= Sarah Hunaidi =

Syrian writer (born 1995)

Sarah Hunaidi, or Sara Hunaidi, (born 1995) is a Syrian writer and human rights activist. She is a member of the Syrian Women Political Movement.

==Biography==
Hunaidi was born in 1995 in Suwaida Governorate, Syria, to a Syrian father and a Lebanese mother. She was in the 11th grade at the start of the Syrian revolution in 2011. Her cousin, Sate’ Ihsan Hunaidi, who was killed by the Syrian army at a checkpoint in April 2011, was commemorated as the first martyr of the revolution in Suwaida. At a young age, she became involved in the uprising by writing anti-regime posts on Facebook, attending flash protests in her city, and helping other activists. In 2014, at the age of 19, Hunaidi was forced into exile from Syria due to threats to her life for her opposition to the Syrian regime. She has since lived in Lebanon, Turkey, and the United States, where she currently resides.

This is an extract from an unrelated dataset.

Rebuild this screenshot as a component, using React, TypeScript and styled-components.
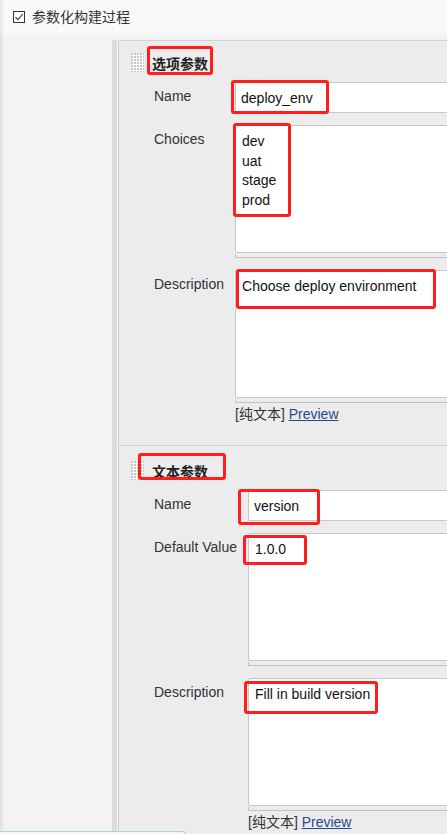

She studied International Relations at DePaul University in Chicago, and holds a master's degree in Near and Middle Eastern Studies from Harvard University.

Hunaidi is a contributor to publications such as Foreign Policy, the Independent, BuzzFeed, the BBC, Al Jazeera English, and NPR. She is working on a biography of Samira Khalil, a Syrian activist who went missing in 2013. Hunaidi is noted for translating her diaries written during the siege of Douma.